Short exercise: Extract all of the entries and give them again, word for word.

# Start of Data to process

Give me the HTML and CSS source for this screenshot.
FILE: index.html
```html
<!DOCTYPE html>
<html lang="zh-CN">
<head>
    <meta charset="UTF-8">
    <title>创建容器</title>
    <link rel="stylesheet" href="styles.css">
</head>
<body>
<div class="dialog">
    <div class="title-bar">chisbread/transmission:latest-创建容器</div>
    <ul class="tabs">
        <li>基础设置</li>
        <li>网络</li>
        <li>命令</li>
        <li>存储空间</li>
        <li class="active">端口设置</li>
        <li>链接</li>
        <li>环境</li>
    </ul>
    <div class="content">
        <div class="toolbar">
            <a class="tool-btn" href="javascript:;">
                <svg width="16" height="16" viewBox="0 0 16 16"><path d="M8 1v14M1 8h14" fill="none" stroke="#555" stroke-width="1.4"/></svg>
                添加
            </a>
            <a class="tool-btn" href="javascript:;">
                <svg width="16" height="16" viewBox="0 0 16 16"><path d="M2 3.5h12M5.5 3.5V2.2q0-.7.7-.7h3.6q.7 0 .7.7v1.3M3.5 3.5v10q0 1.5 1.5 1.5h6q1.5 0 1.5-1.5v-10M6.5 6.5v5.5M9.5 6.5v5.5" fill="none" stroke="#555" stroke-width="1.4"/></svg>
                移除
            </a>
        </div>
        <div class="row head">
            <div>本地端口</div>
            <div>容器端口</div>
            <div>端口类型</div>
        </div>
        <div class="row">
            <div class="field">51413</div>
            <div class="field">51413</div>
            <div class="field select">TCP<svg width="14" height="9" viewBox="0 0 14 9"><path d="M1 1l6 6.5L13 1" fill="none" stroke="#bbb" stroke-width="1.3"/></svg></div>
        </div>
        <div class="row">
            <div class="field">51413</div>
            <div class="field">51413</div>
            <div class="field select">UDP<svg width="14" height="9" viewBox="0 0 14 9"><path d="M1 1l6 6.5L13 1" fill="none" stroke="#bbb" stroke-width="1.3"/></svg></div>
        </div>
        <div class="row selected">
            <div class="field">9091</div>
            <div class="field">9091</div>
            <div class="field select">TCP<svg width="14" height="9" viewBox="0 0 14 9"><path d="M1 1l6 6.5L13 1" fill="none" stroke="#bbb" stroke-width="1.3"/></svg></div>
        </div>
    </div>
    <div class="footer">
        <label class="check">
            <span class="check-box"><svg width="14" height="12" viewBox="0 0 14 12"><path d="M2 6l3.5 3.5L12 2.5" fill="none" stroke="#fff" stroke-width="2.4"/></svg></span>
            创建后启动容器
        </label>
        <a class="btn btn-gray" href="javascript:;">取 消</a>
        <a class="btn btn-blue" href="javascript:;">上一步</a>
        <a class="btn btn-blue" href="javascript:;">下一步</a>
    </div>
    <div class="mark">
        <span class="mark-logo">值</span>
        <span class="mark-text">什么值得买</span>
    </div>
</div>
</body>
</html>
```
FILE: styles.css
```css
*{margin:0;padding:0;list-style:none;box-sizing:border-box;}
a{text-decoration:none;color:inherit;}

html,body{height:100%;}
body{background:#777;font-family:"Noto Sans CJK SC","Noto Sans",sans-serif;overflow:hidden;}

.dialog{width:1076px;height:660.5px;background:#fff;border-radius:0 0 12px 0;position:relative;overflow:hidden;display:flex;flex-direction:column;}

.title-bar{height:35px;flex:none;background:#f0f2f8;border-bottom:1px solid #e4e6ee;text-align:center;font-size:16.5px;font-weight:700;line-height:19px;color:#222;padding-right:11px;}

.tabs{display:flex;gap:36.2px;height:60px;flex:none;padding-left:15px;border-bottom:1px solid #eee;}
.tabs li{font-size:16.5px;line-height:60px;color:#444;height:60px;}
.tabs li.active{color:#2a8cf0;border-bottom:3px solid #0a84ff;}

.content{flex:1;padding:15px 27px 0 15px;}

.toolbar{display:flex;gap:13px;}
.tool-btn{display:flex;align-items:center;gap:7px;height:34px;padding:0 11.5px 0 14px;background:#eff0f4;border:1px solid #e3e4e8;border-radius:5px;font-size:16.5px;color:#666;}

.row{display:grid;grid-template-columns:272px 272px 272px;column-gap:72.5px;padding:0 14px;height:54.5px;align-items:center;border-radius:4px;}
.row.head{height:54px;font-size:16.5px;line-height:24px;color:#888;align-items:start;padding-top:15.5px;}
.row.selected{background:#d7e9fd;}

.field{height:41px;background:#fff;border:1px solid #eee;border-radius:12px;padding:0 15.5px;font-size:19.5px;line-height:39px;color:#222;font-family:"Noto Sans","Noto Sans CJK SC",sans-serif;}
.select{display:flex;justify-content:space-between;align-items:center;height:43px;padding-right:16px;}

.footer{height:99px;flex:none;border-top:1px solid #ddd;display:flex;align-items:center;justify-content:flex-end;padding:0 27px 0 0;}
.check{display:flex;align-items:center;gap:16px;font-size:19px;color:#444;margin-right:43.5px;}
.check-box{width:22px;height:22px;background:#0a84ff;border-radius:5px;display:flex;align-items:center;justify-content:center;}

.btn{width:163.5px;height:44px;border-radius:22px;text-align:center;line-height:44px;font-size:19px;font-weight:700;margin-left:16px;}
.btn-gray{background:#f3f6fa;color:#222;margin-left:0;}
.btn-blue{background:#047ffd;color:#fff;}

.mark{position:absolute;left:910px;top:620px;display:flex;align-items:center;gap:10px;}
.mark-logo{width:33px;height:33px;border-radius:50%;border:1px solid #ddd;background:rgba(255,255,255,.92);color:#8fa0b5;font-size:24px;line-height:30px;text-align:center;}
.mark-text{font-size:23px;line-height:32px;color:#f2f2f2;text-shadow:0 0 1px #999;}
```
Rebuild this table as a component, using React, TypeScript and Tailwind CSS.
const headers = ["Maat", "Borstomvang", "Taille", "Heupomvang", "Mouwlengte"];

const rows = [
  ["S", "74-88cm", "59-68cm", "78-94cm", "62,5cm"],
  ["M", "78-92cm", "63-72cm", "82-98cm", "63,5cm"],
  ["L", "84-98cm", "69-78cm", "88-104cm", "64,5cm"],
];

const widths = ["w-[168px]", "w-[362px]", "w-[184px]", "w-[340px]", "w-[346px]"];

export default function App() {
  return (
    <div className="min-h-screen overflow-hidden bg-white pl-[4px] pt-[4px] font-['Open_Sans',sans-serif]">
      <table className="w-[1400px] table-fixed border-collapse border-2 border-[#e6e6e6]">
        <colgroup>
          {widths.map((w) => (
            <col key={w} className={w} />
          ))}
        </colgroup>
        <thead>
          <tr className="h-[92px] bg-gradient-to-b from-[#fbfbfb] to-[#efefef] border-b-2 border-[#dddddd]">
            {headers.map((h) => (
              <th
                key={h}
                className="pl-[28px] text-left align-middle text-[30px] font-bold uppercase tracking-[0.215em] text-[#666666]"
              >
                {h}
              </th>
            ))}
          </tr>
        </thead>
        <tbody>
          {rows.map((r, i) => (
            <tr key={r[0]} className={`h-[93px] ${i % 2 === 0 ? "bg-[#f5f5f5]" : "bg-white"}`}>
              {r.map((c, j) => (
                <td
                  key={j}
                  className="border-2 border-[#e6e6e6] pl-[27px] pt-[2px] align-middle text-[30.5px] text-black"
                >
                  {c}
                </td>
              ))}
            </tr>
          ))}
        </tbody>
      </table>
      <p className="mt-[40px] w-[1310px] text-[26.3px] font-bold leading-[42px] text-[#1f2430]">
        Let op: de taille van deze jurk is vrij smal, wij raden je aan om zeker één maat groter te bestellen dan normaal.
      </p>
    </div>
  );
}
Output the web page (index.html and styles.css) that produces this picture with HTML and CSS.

# End of Data to process

Written response:
Give me the HTML and CSS source for this screenshot.
FILE: index.html
```html
<!DOCTYPE html>
<html lang="zh-CN">
<head>
    <meta charset="UTF-8">
    <title>创建容器</title>
    <link rel="stylesheet" href="styles.css">
</head>
<body>
<div class="dialog">
    <div class="title-bar">chisbread/transmission:latest-创建容器</div>
    <ul class="tabs">
        <li>基础设置</li>
        <li>网络</li>
        <li>命令</li>
        <li>存储空间</li>
        <li class="active">端口设置</li>
        <li>链接</li>
        <li>环境</li>
    </ul>
    <div class="content">
        <div class="toolbar">
            <a class="tool-btn" href="javascript:;">
                <svg width="16" height="16" viewBox="0 0 16 16"><path d="M8 1v14M1 8h14" fill="none" stroke="#555" stroke-width="1.4"/></svg>
                添加
            </a>
            <a class="tool-btn" href="javascript:;">
                <svg width="16" height="16" viewBox="0 0 16 16"><path d="M2 3.5h12M5.5 3.5V2.2q0-.7.7-.7h3.6q.7 0 .7.7v1.3M3.5 3.5v10q0 1.5 1.5 1.5h6q1.5 0 1.5-1.5v-10M6.5 6.5v5.5M9.5 6.5v5.5" fill="none" stroke="#555" stroke-width="1.4"/></svg>
                移除
            </a>
        </div>
        <div class="row head">
            <div>本地端口</div>
            <div>容器端口</div>
            <div>端口类型</div>
        </div>
        <div class="row">
            <div class="field">51413</div>
            <div class="field">51413</div>
            <div class="field select">TCP<svg width="14" height="9" viewBox="0 0 14 9"><path d="M1 1l6 6.5L13 1" fill="none" stroke="#bbb" stroke-width="1.3"/></svg></div>
        </div>
        <div class="row">
            <div class="field">51413</div>
            <div class="field">51413</div>
            <div class="field select">UDP<svg width="14" height="9" viewBox="0 0 14 9"><path d="M1 1l6 6.5L13 1" fill="none" stroke="#bbb" stroke-width="1.3"/></svg></div>
        </div>
        <div class="row selected">
            <div class="field">9091</div>
            <div class="field">9091</div>
            <div class="field select">TCP<svg width="14" height="9" viewBox="0 0 14 9"><path d="M1 1l6 6.5L13 1" fill="none" stroke="#bbb" stroke-width="1.3"/></svg></div>
        </div>
    </div>
    <div class="footer">
        <label class="check">
            <span class="check-box"><svg width="14" height="12" viewBox="0 0 14 12"><path d="M2 6l3.5 3.5L12 2.5" fill="none" stroke="#fff" stroke-width="2.4"/></svg></span>
            创建后启动容器
        </label>
        <a class="btn btn-gray" href="javascript:;">取 消</a>
        <a class="btn btn-blue" href="javascript:;">上一步</a>
        <a class="btn btn-blue" href="javascript:;">下一步</a>
    </div>
    <div class="mark">
        <span class="mark-logo">值</span>
        <span class="mark-text">什么值得买</span>
    </div>
</div>
</body>
</html>
```
FILE: styles.css
```css
*{margin:0;padding:0;list-style:none;box-sizing:border-box;}
a{text-decoration:none;color:inherit;}

html,body{height:100%;}
body{background:#777;font-family:"Noto Sans CJK SC","Noto Sans",sans-serif;overflow:hidden;}

.dialog{width:1076px;height:660.5px;background:#fff;border-radius:0 0 12px 0;position:relative;overflow:hidden;display:flex;flex-direction:column;}

.title-bar{height:35px;flex:none;background:#f0f2f8;border-bottom:1px solid #e4e6ee;text-align:center;font-size:16.5px;font-weight:700;line-height:19px;color:#222;padding-right:11px;}

.tabs{display:flex;gap:36.2px;height:60px;flex:none;padding-left:15px;border-bottom:1px solid #eee;}
.tabs li{font-size:16.5px;line-height:60px;color:#444;height:60px;}
.tabs li.active{color:#2a8cf0;border-bottom:3px solid #0a84ff;}

.content{flex:1;padding:15px 27px 0 15px;}

.toolbar{display:flex;gap:13px;}
.tool-btn{display:flex;align-items:center;gap:7px;height:34px;padding:0 11.5px 0 14px;background:#eff0f4;border:1px solid #e3e4e8;border-radius:5px;font-size:16.5px;color:#666;}

.row{display:grid;grid-template-columns:272px 272px 272px;column-gap:72.5px;padding:0 14px;height:54.5px;align-items:center;border-radius:4px;}
.row.head{height:54px;font-size:16.5px;line-height:24px;color:#888;align-items:start;padding-top:15.5px;}
.row.selected{background:#d7e9fd;}

.field{height:41px;background:#fff;border:1px solid #eee;border-radius:12px;padding:0 15.5px;font-size:19.5px;line-height:39px;color:#222;font-family:"Noto Sans","Noto Sans CJK SC",sans-serif;}
.select{display:flex;justify-content:space-between;align-items:center;height:43px;padding-right:16px;}

.footer{height:99px;flex:none;border-top:1px solid #ddd;display:flex;align-items:center;justify-content:flex-end;padding:0 27px 0 0;}
.check{display:flex;align-items:center;gap:16px;font-size:19px;color:#444;margin-right:43.5px;}
.check-box{width:22px;height:22px;background:#0a84ff;border-radius:5px;display:flex;align-items:center;justify-content:center;}

.btn{width:163.5px;height:44px;border-radius:22px;text-align:center;line-height:44px;font-size:19px;font-weight:700;margin-left:16px;}
.btn-gray{background:#f3f6fa;color:#222;margin-left:0;}
.btn-blue{background:#047ffd;color:#fff;}

.mark{position:absolute;left:910px;top:620px;display:flex;align-items:center;gap:10px;}
.mark-logo{width:33px;height:33px;border-radius:50%;border:1px solid #ddd;background:rgba(255,255,255,.92);color:#8fa0b5;font-size:24px;line-height:30px;text-align:center;}
.mark-text{font-size:23px;line-height:32px;color:#f2f2f2;text-shadow:0 0 1px #999;}
```
Rebuild this table as a component, using React, TypeScript and Tailwind CSS.
const headers = ["Maat", "Borstomvang", "Taille", "Heupomvang", "Mouwlengte"];

const rows = [
  ["S", "74-88cm", "59-68cm", "78-94cm", "62,5cm"],
  ["M", "78-92cm", "63-72cm", "82-98cm", "63,5cm"],
  ["L", "84-98cm", "69-78cm", "88-104cm", "64,5cm"],
];

const widths = ["w-[168px]", "w-[362px]", "w-[184px]", "w-[340px]", "w-[346px]"];

export default function App() {
  return (
    <div className="min-h-screen overflow-hidden bg-white pl-[4px] pt-[4px] font-['Open_Sans',sans-serif]">
      <table className="w-[1400px] table-fixed border-collapse border-2 border-[#e6e6e6]">
        <colgroup>
          {widths.map((w) => (
            <col key={w} className={w} />
          ))}
        </colgroup>
        <thead>
          <tr className="h-[92px] bg-gradient-to-b from-[#fbfbfb] to-[#efefef] border-b-2 border-[#dddddd]">
            {headers.map((h) => (
              <th
                key={h}
                className="pl-[28px] text-left align-middle text-[30px] font-bold uppercase tracking-[0.215em] text-[#666666]"
              >
                {h}
              </th>
            ))}
          </tr>
        </thead>
        <tbody>
          {rows.map((r, i) => (
            <tr key={r[0]} className={`h-[93px] ${i % 2 === 0 ? "bg-[#f5f5f5]" : "bg-white"}`}>
              {r.map((c, j) => (
                <td
                  key={j}
                  className="border-2 border-[#e6e6e6] pl-[27px] pt-[2px] align-middle text-[30.5px] text-black"
                >
                  {c}
                </td>
              ))}
            </tr>
          ))}
        </tbody>
      </table>
      <p className="mt-[40px] w-[1310px] text-[26.3px] font-bold leading-[42px] text-[#1f2430]">
        Let op: de taille van deze jurk is vrij smal, wij raden je aan om zeker één maat groter te bestellen dan normaal.
      </p>
    </div>
  );
}
Output the web page (index.html and styles.css) that produces this picture with HTML and CSS.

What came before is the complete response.